Tim Kaine: Building Bridges?

Tim Kaine, the new junior senator from Virginia, was sworn in with the 113th Congress on January 3. Kaine, a moderate Democrat, was able to hold off Republican candidate former Senator George Allen in a narrow  race while staying relatively close to the political center.
Kaine’s moderate status could be key to his success—Virginia is a microcosm of America, with diversity and a need for bipartisanship. Characterized as it is by a north-south ideological divide, a Republican House and an evenly divided Senate, an economy reliant both on small businesses and the federal government, and an influx of diverse immigrants in the last ten to fifteen years, the Old Dominion experiences many of the forces that also work on the national level.  In the 2008 and 2012 elections, the Northern Virginia suburbs and exurbs of Washington, DC, helped flip the state blue—and the trends responsible for this change are only increasing. At the same time, however, high-profile conservative budget hawk and House Majority Leader Eric Cantor represents a district near Richmond, and southern Virginia remains staunchly Republican.
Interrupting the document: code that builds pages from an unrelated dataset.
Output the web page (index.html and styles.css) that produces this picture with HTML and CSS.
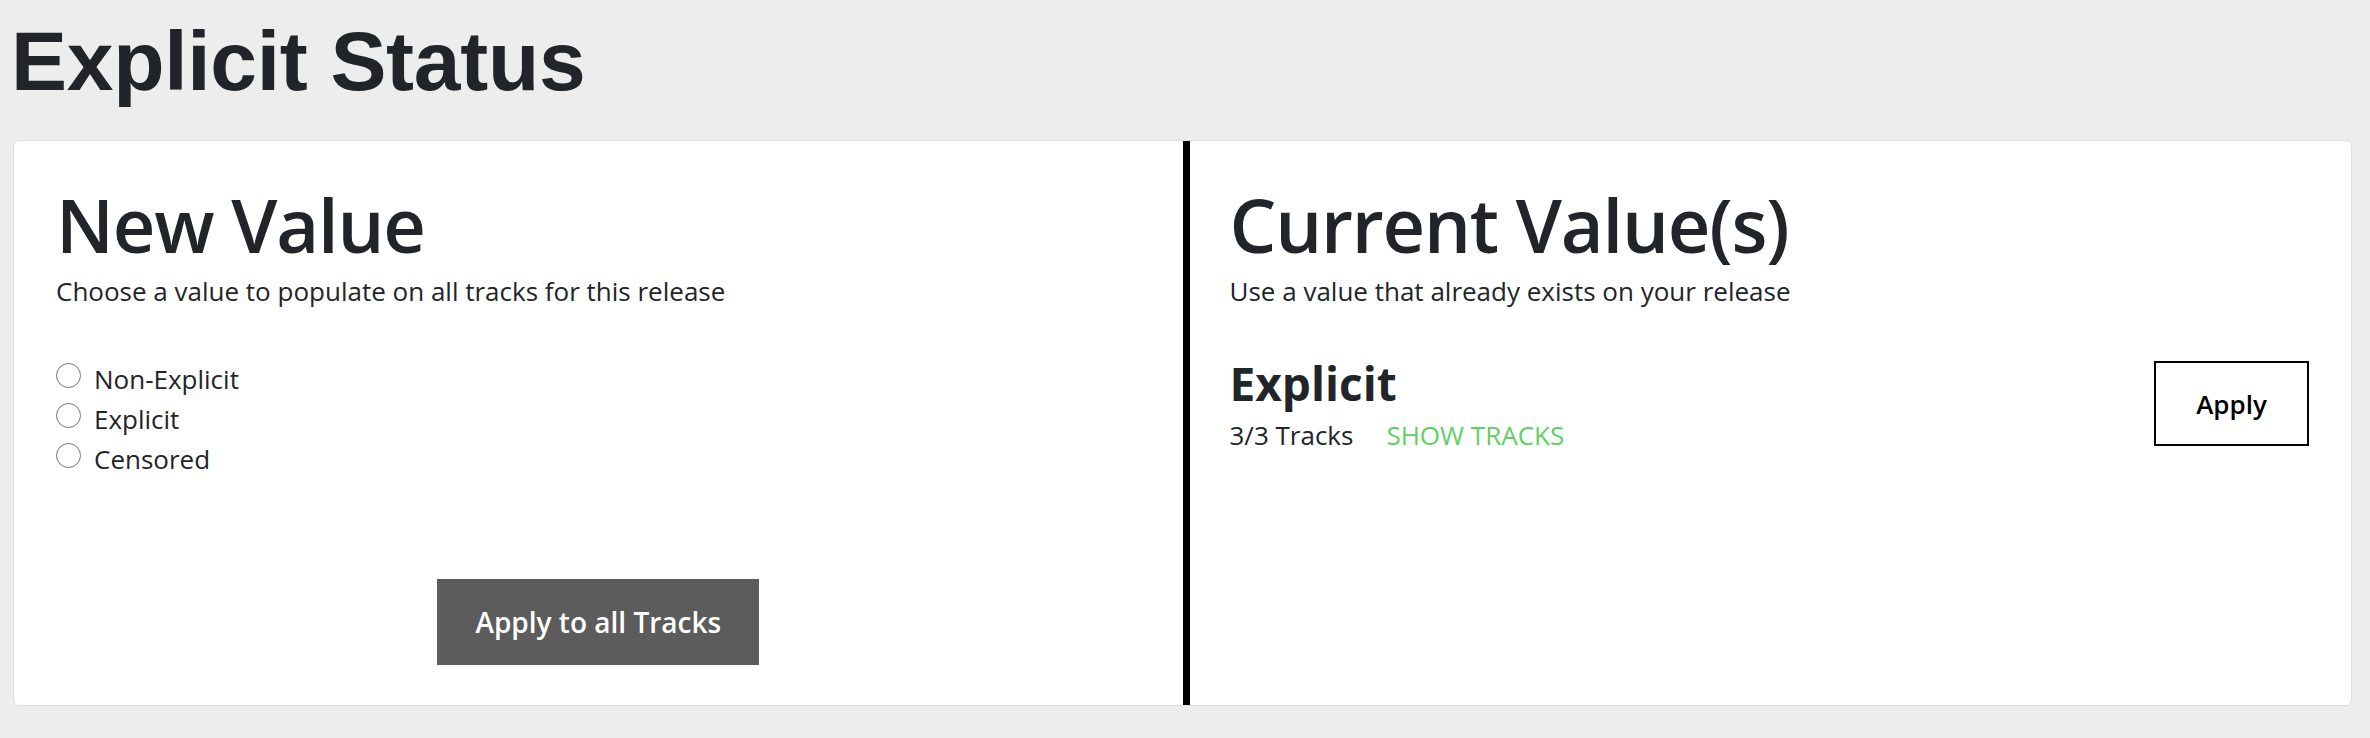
FILE: index.html
```html
<!DOCTYPE html>
<html lang="en">
<head>
    <meta charset="UTF-8">
    <meta name="viewport" content="width=device-width, initial-scale=1.0">
    <title>Explicit Status</title>
    <link rel="stylesheet" href="styles.css">
</head>
<body>

<h1 class="page-title">Explicit Status</h1>

<div class="card">
    <section class="panel panel-new">
        <h2>New Value</h2>
        <p class="hint">Choose a value to populate on all tracks for this release</p>

        <div class="options">
            <label class="option"><input type="radio" name="explicit" value="non-explicit"> Non-Explicit</label>
            <label class="option"><input type="radio" name="explicit" value="explicit"> Explicit</label>
            <label class="option"><input type="radio" name="explicit" value="censored"> Censored</label>
        </div>

        <div class="actions">
            <button class="btn-dark">Apply to all Tracks</button>
        </div>
    </section>

    <section class="panel panel-current">
        <h2>Current Value(s)</h2>
        <p class="hint">Use a value that already exists on your release</p>

        <div class="value-row">
            <div class="value-info">
                <div class="value-name">Explicit</div>
                <div class="value-meta">
                    <span>3/3 Tracks</span>
                    <a href="#" class="show-tracks">SHOW TRACKS</a>
                </div>
            </div>
            <button class="btn-outline">Apply</button>
        </div>
    </section>
</div>

</body>
</html>
```

FILE: styles.css
```css
body {
    margin: 0;
    padding: 0 18px 0 13px;
    background-color: #ededed;
    color: #212529;
    font-family: "Open Sans", sans-serif;
}

.page-title {
    font-family: "Liberation Sans", Arial, sans-serif;
    font-size: 84px;
    font-weight: bold;
    line-height: 1.2;
    letter-spacing: -0.3px;
    margin: 11px 0 28px -2px;
}

.card {
    display: grid;
    grid-template-columns: 1fr 1fr;
    background-color: #fff;
    border: 1px solid #dedede;
    border-radius: 6px;
}

.panel {
    min-width: 0;
    padding: 40px 42px;
}

.panel-new {
    display: flex;
    flex-direction: column;
}

.panel-current {
    padding-left: 40px;
    border-left: 7px solid #000;
}

h2 {
    font-size: 74px;
    font-weight: 600;
    line-height: 1.2;
    letter-spacing: -1.2px;
    margin: 0;
}

.hint {
    font-size: 26px;
    line-height: 1.5;
    margin: 2px 0 0;
}

.options {
    margin-top: 48px;
}

.option {
    display: flex;
    align-items: flex-start;
    gap: 13px;
    height: 40px;
    font-size: 26px;
    line-height: 40px;
}

.option input {
    appearance: none;
    width: 25px;
    height: 25px;
    margin: 4px 0 0;
    border: 1.5px solid #767676;
    border-radius: 50%;
    background-color: #fff;
}

.actions {
    margin-top: 100px;
    text-align: center;
}

.btn-dark {
    height: 86px;
    padding: 0 38px;
    font-family: "Open Sans", sans-serif;
    font-size: 28px;
    font-weight: 600;
    background-color: #5c5c5c;
    color: #fff;
    border: none;
    cursor: pointer;
}

.value-row {
    display: flex;
    align-items: center;
    justify-content: space-between;
    margin-top: 45px;
}

.value-name {
    font-size: 46px;
    font-weight: bold;
    line-height: 1.2;
}

.value-meta {
    display: flex;
    gap: 33px;
    margin-top: 5px;
    font-size: 26px;
    line-height: 1.5;
}

.show-tracks {
    color: #5fd063;
    text-decoration: none;
}

.btn-outline {
    width: 155px;
    height: 85px;
    margin-top: -3px;
    font-family: "Open Sans", sans-serif;
    font-size: 26px;
    font-weight: 600;
    background-color: #fff;
    color: #000;
    border: 2.5px solid #000;
    cursor: pointer;
}
```
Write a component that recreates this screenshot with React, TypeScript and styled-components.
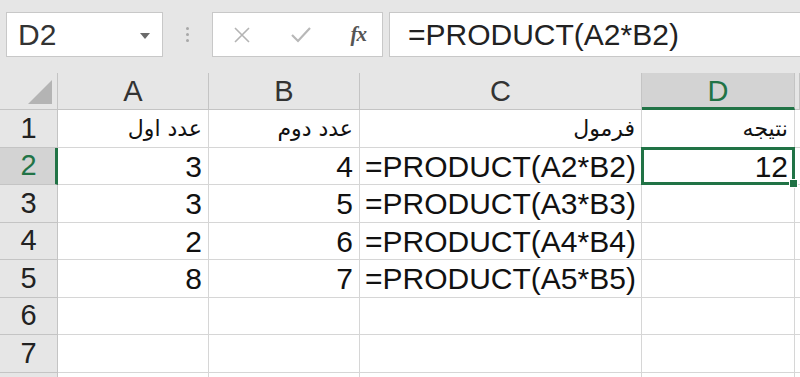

Kaine may be a fresh face in the Senate, but he is an old hand in Virginian and Democratic politics.  He’s served as Mayor of Richmond, Governor of Virginia, was high on President Obama’s short list for the VP slot in 2008, and is coming off a stint as chair of the Democratic National Committee.
The crux of Tim Kaine’s term in office will be how he balances his campaign as a bipartisan who hopes to change the dynamic in Washington with the partisan expectations that come with having served as the leader of the DNC.
His moderate credentials may soon be tested in congressional conflicts, most immediately in the current debate on gun control.  As a self-proclaimed “strong supporter” of the Second Amendment, Kaine may find himself on the opposite side of the aisle from many of his Democratic colleagues.
Kaine’s predecessor, Jim Webb, who is retiring from national politics after one term in the Senate, was a moderate Democrat with similar positions on most issues. Virginia’s current senior senator, Mark Warner, is also a former Democratic governor of the state. Kaine certainly deserves a place in this continuum of political elites from the Old Dominion. Kaine has said he intends to work closely with Warner in the Senate, and that he shares with his fellow former governor a centrist attitude with something important to offer at the federal level. Kaine and Warner will have to push harder for compromise than in past years, however, to stem the tide of partisan brinksmanship and strict party-line votes.
Warner leads the bipartisan Gang of Six in the Senate, and was applauded by President Obama for his work across the aisle, but from the debt ceiling to the fiscal cliff, members of Congress have been looking to the likes of Reid, McConnell, Pelosi and Boehner rather than to their peers in the rank-and-file.
With congressional deals marked by partisan negotiation between party leaders and the White House rather than the committee process within the legislature, senators who campaigned as bridge-builders could find themselves losing relevance.  Kaine admits in a video thanking supporters after his victory that the 113th Congress will have to do better than the infamous 112th.
So what will Kaine bring to Washington? In terms of new policy initiatives, one could say its unclear.  He is expected to reinforce current bipartisanship efforts, but he didn’t run on a hot-button issue. Though his election was contentious, he avoided a destructive swing too far from the center.
It can be useful then to describe Kaine as characterizing one of the conflicts intrinsic to representative politics: disparities between successful strategies at the national and the state level.  His moderate views and commitment to bipartisanship have helped him triumph in a closely divided Southern swing state, but Virginia’s prominence in national politics may lead to clashes in the future with the more liberal wing of the Democratic Party and the party’s standard bearer in the White House. The upcoming debates on gun control, as well as the opportunity for bipartisan dialogue in the spending debate, will offer insight into where Kaine will fall in the future.